Chad Hathaway the CEO of Hathaway LLC explains what Andrade’s team was working on at the abandoned well.

“This is an idle well that was under the purview of the state of California and was permitted to be abandoned on an accelerated schedule,” Hathaway said. “So the well has to be completely cleaned all the way to the bottom of the well. Then it has to be plugged with cement over any open zones. The wellhead is cut off, it’s capped, inspected and buried.”

But something went wrong during the procedure. Whether it was a mechanical or human error we don’t know. We do know Andrade was blown off the platform he was working on.
Almost killing him in the process. His family recounts the heartbreaking moments after receiving the catastrophic news.

“I ran outside our house and I just buckled down,” Leo Andrade’s wife Danielle said. “I lost it. He’s my whole world. He’s loving, he’s patient you know and I just.. He’s just the light of my world.”

“When I got off the phone I just got on my knees and prayed,” Leo’s sister Bedalia Andrade said. “My baby was next to me and she was just basically hugging me like she knew. She was probably praying over me to keep it together and that’s what I did. I got on my knees and I pleaded with God to please be with him in that hospital bed.”

Families who have loved ones working in the oil industry shouldn’t be panicked about their safety, according to Hathaway. There is a risk as with most jobs operating around large machinery and high-pressure systems but safety measures are in place and disasters are rare.

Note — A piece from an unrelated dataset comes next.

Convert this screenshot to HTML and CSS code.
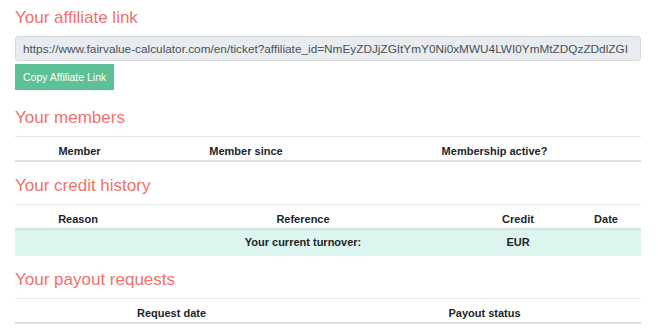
FILE: index.html
```html
<!DOCTYPE html>
<html lang="en">
<head>
  <meta charset="UTF-8" />
  <meta name="viewport" content="width=device-width, initial-scale=1.0">
  <title>Affiliate</title>
  <link rel="stylesheet" href="styles.css">
</head>
<body>
  <div class="container">
    <h2 class="title">Your affiliate link</h2>
    <input type="text" class="link-input" id="affiliate_link" readonly
      value="https://www.fairvalue-calculator.com/en/ticket?affiliate_id=NmEyZDJjZGItYmY0Ni0xMWU4LWI0YmMtZDQzZDdlZGI">
    <button class="copy-btn" onclick="copyLink()">Copy Affiliate Link</button>

    <h2 class="title">Your members</h2>
    <table class="data-table">
      <thead>
        <tr>
          <th class="col-member">Member</th>
          <th class="col-since">Member since</th>
          <th>Membership active?</th>
        </tr>
      </thead>
      <tbody></tbody>
    </table>

    <h2 class="title">Your credit history</h2>
    <table class="data-table">
      <thead>
        <tr>
          <th class="col-reason">Reason</th>
          <th class="col-reference">Reference</th>
          <th class="col-credit">Credit</th>
          <th>Date</th>
        </tr>
      </thead>
      <tbody>
        <tr class="turnover">
          <td></td>
          <td>Your current turnover:</td>
          <td>EUR</td>
          <td></td>
        </tr>
      </tbody>
    </table>

    <h2 class="title">Your payout requests</h2>
    <table class="data-table">
      <thead>
        <tr>
          <th class="col-half">Request date</th>
          <th>Payout status</th>
        </tr>
      </thead>
      <tbody></tbody>
    </table>
  </div>

  <script>
    function copyLink() {
      const input = document.getElementById("affiliate_link");
      input.select();
      document.execCommand("copy");
    }
  </script>
</body>
</html>
```

FILE: styles.css
```css
body {
  margin: 0;
  font-family: "Liberation Sans", Arial, sans-serif;
  color: #212529;
  background: #fff;
}

.container {
  padding: 6px 17px 0 15px;
}

.title {
  font-size: 17px;
  font-weight: normal;
  line-height: 24px;
  color: #f2706c;
  margin: 0 0 6px;
}

.link-input {
  display: block;
  width: 100%;
  height: 25px;
  box-sizing: border-box;
  padding: 0 7px;
  font-family: inherit;
  font-size: 11.8px;
  color: #495057;
  background-color: #e9ecef;
  border: 1px solid #d6dadf;
  border-radius: 3px;
  outline: none;
}

.copy-btn {
  display: block;
  margin: 3px 0 16px;
  height: 26px;
  padding: 0 8px;
  font-family: inherit;
  font-size: 10.5px;
  color: #fff;
  background-color: #5cc196;
  border: none;
  border-radius: 0;
  cursor: pointer;
}

.data-table {
  width: 100%;
  border-collapse: collapse;
  table-layout: fixed;
  margin-bottom: 12px;
  font-size: 11px;
  line-height: 15px;
}

.data-table th,
.data-table td {
  box-sizing: border-box;
  text-align: center;
  font-weight: bold;
}

.data-table th {
  padding: 7px 4px 1px;
  border-top: 1px solid #e3e6ea;
  border-bottom: 2px solid #dcdfe4;
}

.data-table td {
  padding: 5px 4px 6px;
}

.turnover {
  background-color: #dcf5ef;
}

.col-member { width: 129px; }
.col-since { width: 204px; }
.col-reason { width: 126px; }
.col-reference { width: 324px; }
.col-credit { width: 106px; }
.col-half { width: 50%; }
```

“It’s rare. I mean we have been pushed at an incredibly accelerated pace by the state of California to do this kind of work,” Hathaway said. “Things like that happen when you do things at an accelerated schedule. You know we have to sometimes do things that I think that in our business we wouldn’t do so quickly.”

Andrade’s family says they will only think of the best for Leo and continue to pray for his recovery.

“He’s really strong,” Leo’s cousin Jesus Espinoza said. “We all know that it’s going to be ok. Like somehow we know that God is with him.”

Leo Andrade’s wife Danielle told 17 News Leo’s surgeries all went well and all that’s left is to trust in God. They still ask for prayers from the community to help him with his recovery and ongoing procedures.